■ Material provided
╔══

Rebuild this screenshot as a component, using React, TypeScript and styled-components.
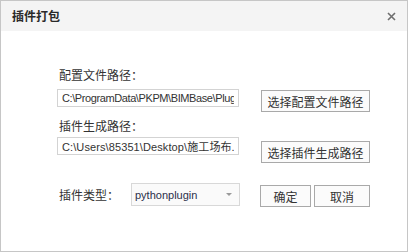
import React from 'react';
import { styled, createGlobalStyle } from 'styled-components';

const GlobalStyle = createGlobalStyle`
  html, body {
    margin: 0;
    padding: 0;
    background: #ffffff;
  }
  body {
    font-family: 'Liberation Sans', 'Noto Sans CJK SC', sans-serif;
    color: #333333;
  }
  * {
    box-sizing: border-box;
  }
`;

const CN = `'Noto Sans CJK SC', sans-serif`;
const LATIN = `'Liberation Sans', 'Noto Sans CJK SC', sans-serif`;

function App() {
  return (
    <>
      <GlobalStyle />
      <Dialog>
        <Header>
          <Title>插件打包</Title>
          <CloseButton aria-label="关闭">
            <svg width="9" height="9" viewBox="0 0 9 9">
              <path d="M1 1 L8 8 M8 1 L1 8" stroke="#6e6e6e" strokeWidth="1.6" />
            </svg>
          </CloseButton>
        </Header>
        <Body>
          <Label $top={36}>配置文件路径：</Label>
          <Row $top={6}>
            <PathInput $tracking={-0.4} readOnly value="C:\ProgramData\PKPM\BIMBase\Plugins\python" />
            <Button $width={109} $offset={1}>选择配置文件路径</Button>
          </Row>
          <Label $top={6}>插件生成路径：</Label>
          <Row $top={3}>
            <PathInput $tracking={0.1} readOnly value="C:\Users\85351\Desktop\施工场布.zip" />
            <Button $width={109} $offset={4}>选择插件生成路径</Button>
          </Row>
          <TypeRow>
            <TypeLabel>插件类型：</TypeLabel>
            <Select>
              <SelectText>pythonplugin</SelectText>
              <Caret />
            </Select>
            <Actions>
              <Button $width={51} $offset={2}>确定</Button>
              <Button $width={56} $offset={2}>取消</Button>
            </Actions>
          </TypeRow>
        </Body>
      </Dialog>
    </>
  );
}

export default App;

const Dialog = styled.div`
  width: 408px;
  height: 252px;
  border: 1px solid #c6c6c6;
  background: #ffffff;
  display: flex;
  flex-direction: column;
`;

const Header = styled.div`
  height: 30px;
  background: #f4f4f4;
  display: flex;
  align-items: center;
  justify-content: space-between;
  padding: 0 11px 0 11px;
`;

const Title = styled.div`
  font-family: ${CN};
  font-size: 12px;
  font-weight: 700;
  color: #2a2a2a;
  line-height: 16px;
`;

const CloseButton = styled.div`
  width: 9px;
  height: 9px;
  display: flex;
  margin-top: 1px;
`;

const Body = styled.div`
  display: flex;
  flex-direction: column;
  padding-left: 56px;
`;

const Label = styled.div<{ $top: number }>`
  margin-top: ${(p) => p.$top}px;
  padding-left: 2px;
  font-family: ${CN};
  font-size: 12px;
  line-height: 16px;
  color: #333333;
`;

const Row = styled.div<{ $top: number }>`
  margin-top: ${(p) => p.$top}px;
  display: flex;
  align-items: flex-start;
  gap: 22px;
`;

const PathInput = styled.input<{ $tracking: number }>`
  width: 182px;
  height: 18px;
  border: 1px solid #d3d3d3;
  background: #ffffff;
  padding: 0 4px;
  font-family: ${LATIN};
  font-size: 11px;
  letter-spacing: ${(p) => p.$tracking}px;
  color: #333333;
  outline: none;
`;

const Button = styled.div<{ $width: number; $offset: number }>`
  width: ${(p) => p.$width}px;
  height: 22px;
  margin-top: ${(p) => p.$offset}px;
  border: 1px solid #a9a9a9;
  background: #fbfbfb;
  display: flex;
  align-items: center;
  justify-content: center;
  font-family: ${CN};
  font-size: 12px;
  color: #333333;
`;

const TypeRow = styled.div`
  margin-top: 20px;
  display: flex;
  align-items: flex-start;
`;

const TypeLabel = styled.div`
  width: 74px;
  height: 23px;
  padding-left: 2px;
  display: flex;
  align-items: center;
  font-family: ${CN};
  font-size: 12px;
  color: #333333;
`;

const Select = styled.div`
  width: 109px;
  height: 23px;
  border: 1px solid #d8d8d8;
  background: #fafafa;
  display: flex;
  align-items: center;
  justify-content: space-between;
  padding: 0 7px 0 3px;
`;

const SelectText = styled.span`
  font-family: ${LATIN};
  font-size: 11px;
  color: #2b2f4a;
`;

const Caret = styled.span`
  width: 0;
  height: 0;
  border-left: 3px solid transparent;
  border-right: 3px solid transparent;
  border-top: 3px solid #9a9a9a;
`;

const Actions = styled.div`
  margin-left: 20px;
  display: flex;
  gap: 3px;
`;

╚══

■ Exercise
Each line that holds the string "React" counts once; give the total and nothing else.

■ Output of the task
2